Directions for this task: Copy all of the material exactly. Pictures are not to appear in the copy.

Data lines:
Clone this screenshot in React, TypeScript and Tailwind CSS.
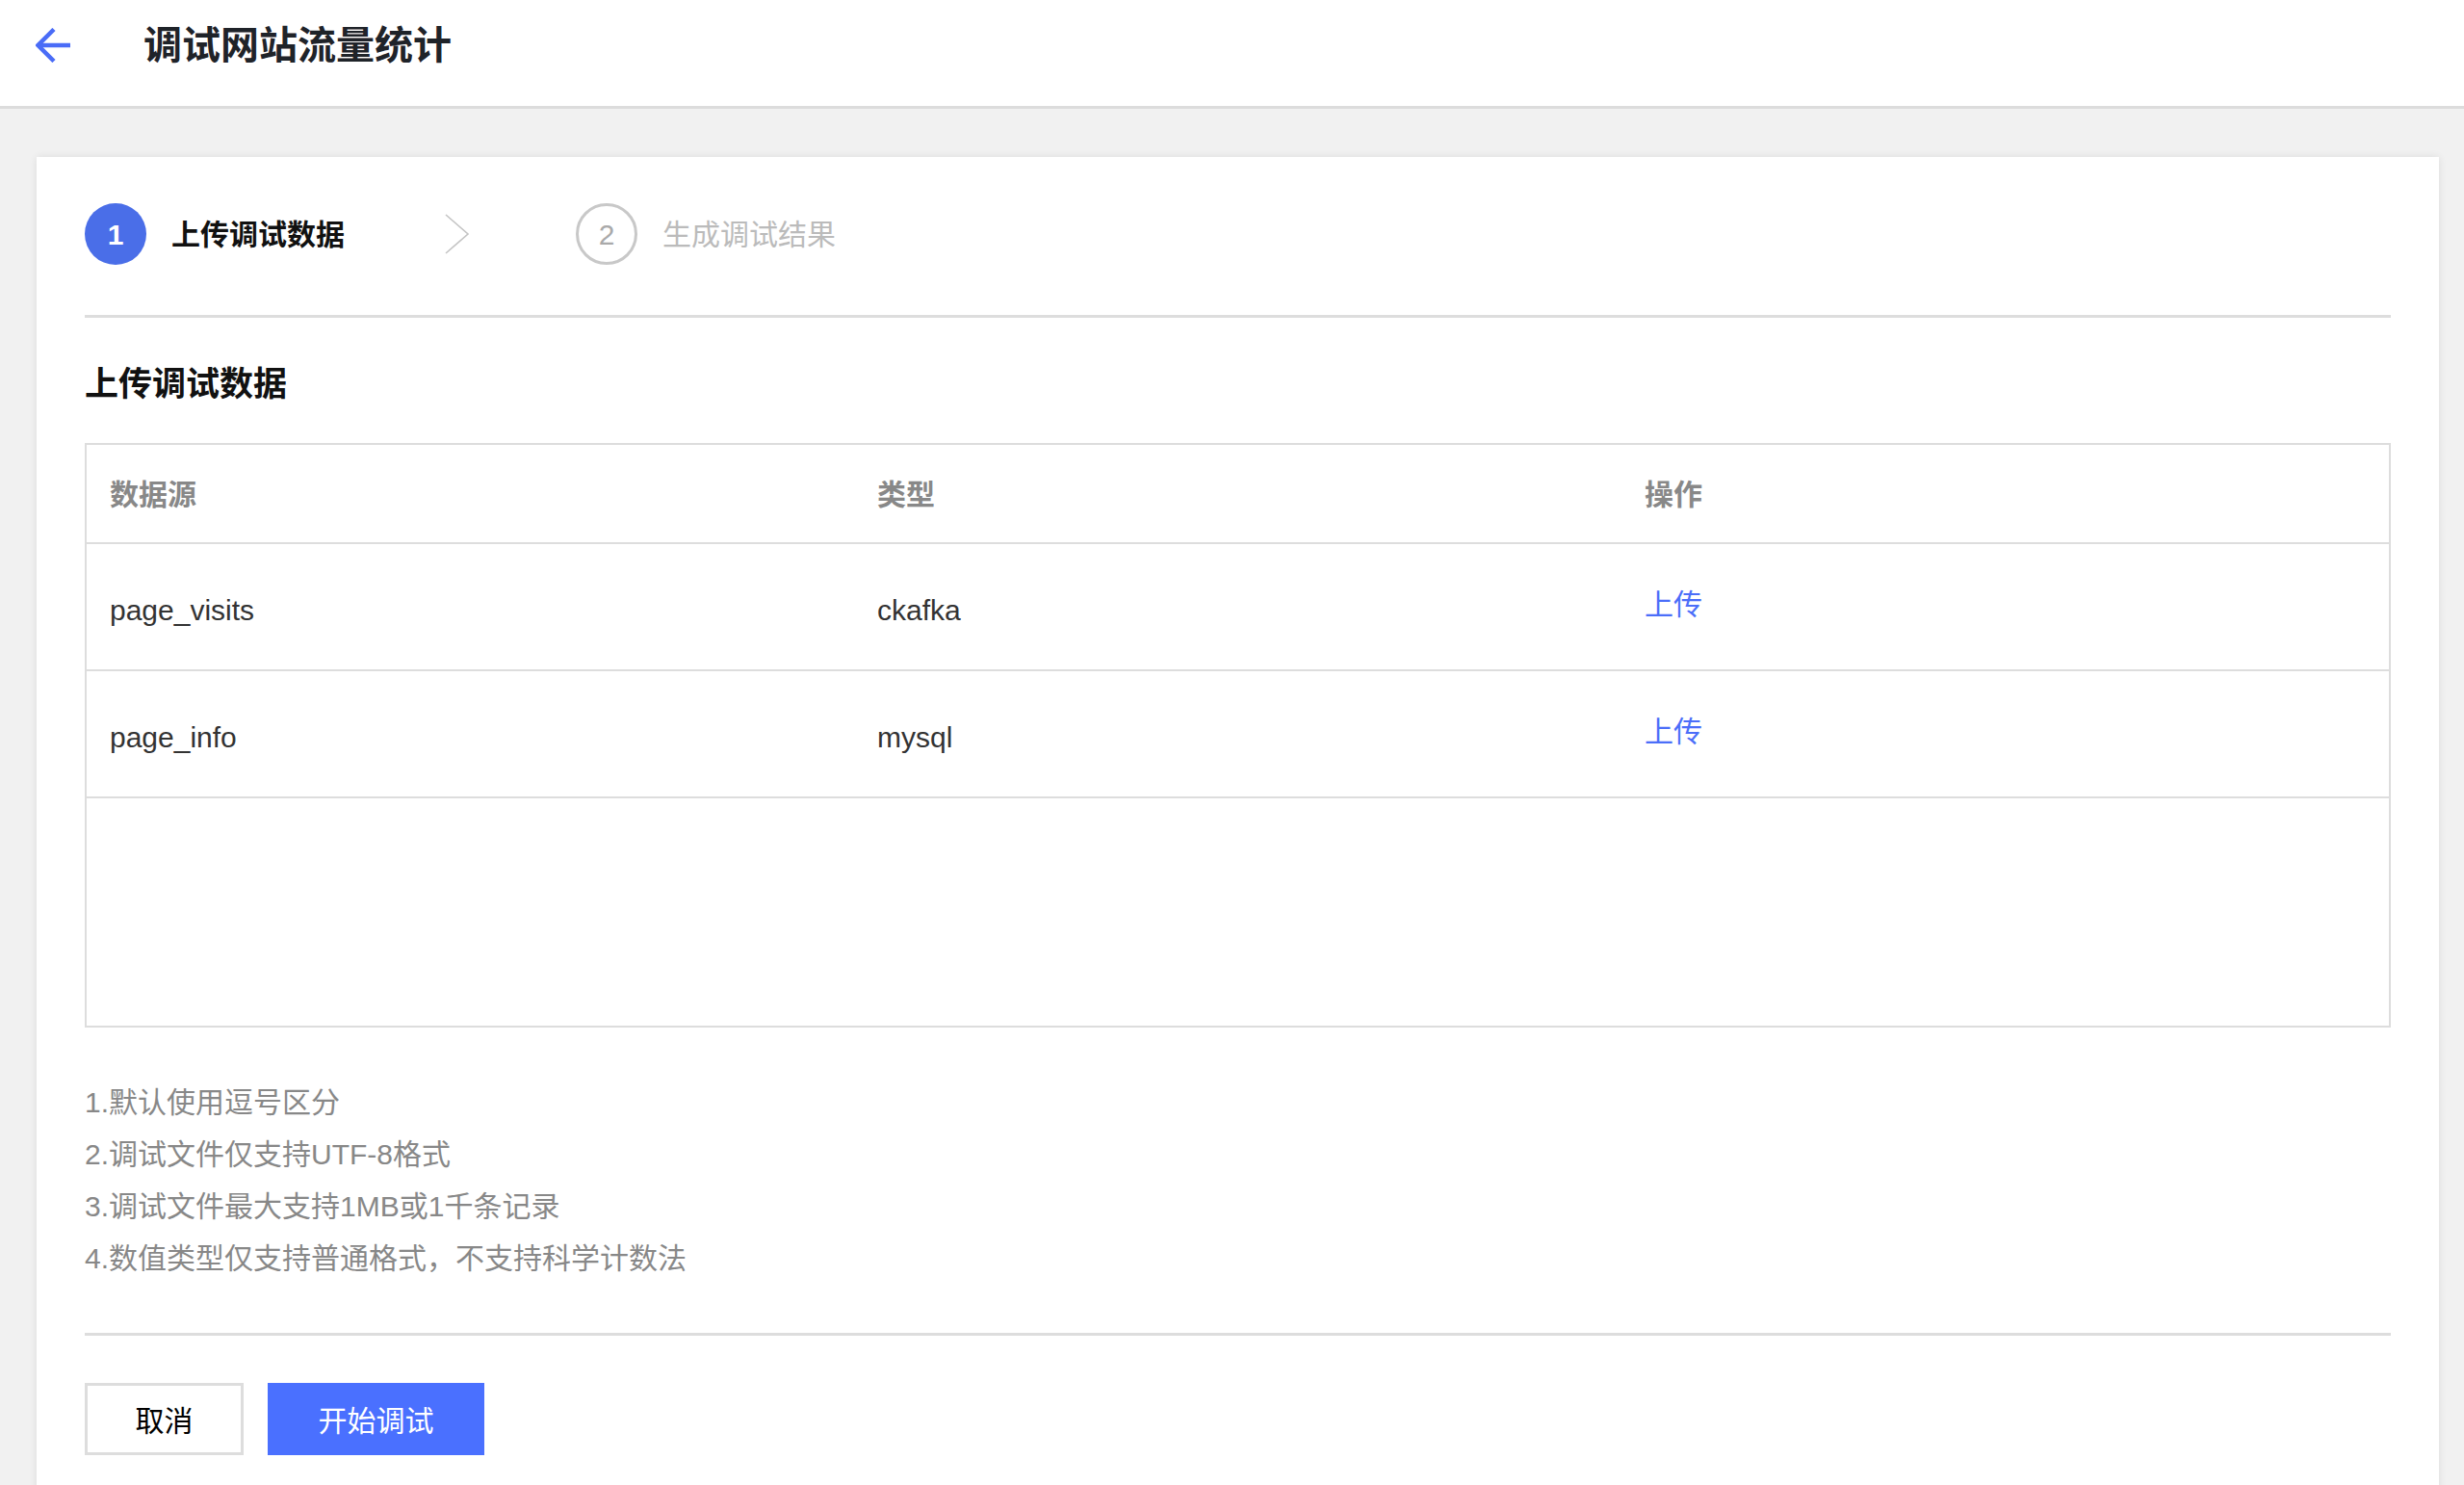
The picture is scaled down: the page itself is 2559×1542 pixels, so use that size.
const rows = [
  { name: "page_visits", type: "ckafka" },
  { name: "page_info", type: "mysql" },
];

const notes = [
  "1.默认使用逗号区分",
  "2.调试文件仅支持UTF-8格式",
  "3.调试文件最大支持1MB或1千条记录",
  "4.数值类型仅支持普通格式，不支持科学计数法",
];

export default function App() {
  return (
    <div className="h-screen overflow-hidden bg-[#f1f1f1] font-['Liberation_Sans','Noto_Sans_CJK_SC',sans-serif]">
      <header className="flex h-[113px] items-center border-b-[3px] border-[#dcdcdc] bg-white pb-[16px] pl-[37px]">
        <svg width="37" height="36" viewBox="0 0 37 36" fill="none" stroke="#4a6cf7" strokeWidth="4.5">
          <path d="M2 18 H36" />
          <path d="M19 1.5 L2.5 18 L19 34.5" />
        </svg>
        <h1 className="ml-[75px] text-[40px] font-bold leading-none text-[#1f2329]">调试网站流量统计</h1>
      </header>

      <main className="pl-[38px] pr-[26px] pt-[50px]">
        <div className="bg-white px-[50px] pb-[50px] pt-[48px] shadow-[0_0_8px_rgba(0,0,0,0.09)]">
          {/* 步骤条 */}
          <div className="flex h-[64px] items-center">
            <div className="flex h-[64px] w-[64px] items-center justify-center rounded-full bg-[#4a6ee8] text-[30px] font-bold text-white">1</div>
            <span className="ml-[26px] text-[30px] font-bold text-[#111]">上传调试数据</span>
            <svg className="ml-[104px]" width="26" height="42" viewBox="0 0 26 42" fill="none" stroke="#c4c4c4" strokeWidth="1.6">
              <path d="M1 1 L24 21 L1 41" />
            </svg>
            <div className="ml-[110px] flex h-[64px] w-[64px] items-center justify-center rounded-full border-[3px] border-[#c8c8c8] text-[30px] text-[#aaa]">2</div>
            <span className="ml-[26px] text-[30px] text-[#bbb]">生成调试结果</span>
          </div>

          <div className="mt-[52px] h-[3px] bg-[#dddddd]" />

          <h2 className="mt-[48px] text-[35px] font-bold leading-[41px] text-[#111]">上传调试数据</h2>

          {/* 数据源表格 */}
          <div className="mt-[41px] border-2 border-[#dddddd]">
            <div className="grid h-[103px] grid-cols-3 items-center border-b-2 border-[#dddddd] pt-[2px] text-[30px] font-bold text-[#888]">
              <div className="pl-[24px]">数据源</div>
              <div className="pl-[24px]">类型</div>
              <div className="pl-[24px]">操作</div>
            </div>
            {rows.map((r) => (
              <div key={r.name} className="grid h-[132px] grid-cols-3 items-center border-b-2 border-[#dddddd] text-[30px] text-[#333]">
                <div className="pl-[24px] pt-[6px]">{r.name}</div>
                <div className="pl-[24px] pt-[6px]">{r.type}</div>
                <div className="pl-[24px] pb-[6px]">
                  <button className="text-[#4b6ef9]">上传</button>
                </div>
              </div>
            ))}
            <div className="h-[236px]" />
          </div>

          <div className="mt-[51px] text-[30px] leading-[54px] text-[#888]">
            {notes.map((n) => (
              <div key={n}>{n}</div>
            ))}
          </div>

          <div className="mt-[50px] h-[3px] bg-[#dddddd]" />

          <div className="mt-[49px] flex">
            <button className="h-[75px] w-[165px] border-[3px] border-[#dddddd] bg-white pt-[4px] text-[30px] text-black">取消</button>
            <button className="ml-[25px] h-[75px] w-[225px] bg-[#4a70ff] pt-[4px] text-[30px] text-white">开始调试</button>
          </div>
        </div>
      </main>
    </div>
  );
}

Result for this task:
Clone this screenshot in React, TypeScript and Tailwind CSS.
The picture is scaled down: the page itself is 2559×1542 pixels, so use that size.
const rows = [
  { name: "page_visits", type: "ckafka" },
  { name: "page_info", type: "mysql" },
];

const notes = [
  "1.默认使用逗号区分",
  "2.调试文件仅支持UTF-8格式",
  "3.调试文件最大支持1MB或1千条记录",
  "4.数值类型仅支持普通格式，不支持科学计数法",
];

export default function App() {
  return (
    <div className="h-screen overflow-hidden bg-[#f1f1f1] font-['Liberation_Sans','Noto_Sans_CJK_SC',sans-serif]">
      <header className="flex h-[113px] items-center border-b-[3px] border-[#dcdcdc] bg-white pb-[16px] pl-[37px]">
        <svg width="37" height="36" viewBox="0 0 37 36" fill="none" stroke="#4a6cf7" strokeWidth="4.5">
          <path d="M2 18 H36" />
          <path d="M19 1.5 L2.5 18 L19 34.5" />
        </svg>
        <h1 className="ml-[75px] text-[40px] font-bold leading-none text-[#1f2329]">调试网站流量统计</h1>
      </header>

      <main className="pl-[38px] pr-[26px] pt-[50px]">
        <div className="bg-white px-[50px] pb-[50px] pt-[48px] shadow-[0_0_8px_rgba(0,0,0,0.09)]">
          {/* 步骤条 */}
          <div className="flex h-[64px] items-center">
            <div className="flex h-[64px] w-[64px] items-center justify-center rounded-full bg-[#4a6ee8] text-[30px] font-bold text-white">1</div>
            <span className="ml-[26px] text-[30px] font-bold text-[#111]">上传调试数据</span>
            <svg className="ml-[104px]" width="26" height="42" viewBox="0 0 26 42" fill="none" stroke="#c4c4c4" strokeWidth="1.6">
              <path d="M1 1 L24 21 L1 41" />
            </svg>
            <div className="ml-[110px] flex h-[64px] w-[64px] items-center justify-center rounded-full border-[3px] border-[#c8c8c8] text-[30px] text-[#aaa]">2</div>
            <span className="ml-[26px] text-[30px] text-[#bbb]">生成调试结果</span>
          </div>

          <div className="mt-[52px] h-[3px] bg-[#dddddd]" />

          <h2 className="mt-[48px] text-[35px] font-bold leading-[41px] text-[#111]">上传调试数据</h2>

          {/* 数据源表格 */}
          <div className="mt-[41px] border-2 border-[#dddddd]">
            <div className="grid h-[103px] grid-cols-3 items-center border-b-2 border-[#dddddd] pt-[2px] text-[30px] font-bold text-[#888]">
              <div className="pl-[24px]">数据源</div>
              <div className="pl-[24px]">类型</div>
              <div className="pl-[24px]">操作</div>
            </div>
            {rows.map((r) => (
              <div key={r.name} className="grid h-[132px] grid-cols-3 items-center border-b-2 border-[#dddddd] text-[30px] text-[#333]">
                <div className="pl-[24px] pt-[6px]">{r.name}</div>
                <div className="pl-[24px] pt-[6px]">{r.type}</div>
                <div className="pl-[24px] pb-[6px]">
                  <button className="text-[#4b6ef9]">上传</button>
                </div>
              </div>
            ))}
            <div className="h-[236px]" />
          </div>

          <div className="mt-[51px] text-[30px] leading-[54px] text-[#888]">
            {notes.map((n) => (
              <div key={n}>{n}</div>
            ))}
          </div>

          <div className="mt-[50px] h-[3px] bg-[#dddddd]" />

          <div className="mt-[49px] flex">
            <button className="h-[75px] w-[165px] border-[3px] border-[#dddddd] bg-white pt-[4px] text-[30px] text-black">取消</button>
            <button className="ml-[25px] h-[75px] w-[225px] bg-[#4a70ff] pt-[4px] text-[30px] text-white">开始调试</button>
          </div>
        </div>
      </main>
    </div>
  );
}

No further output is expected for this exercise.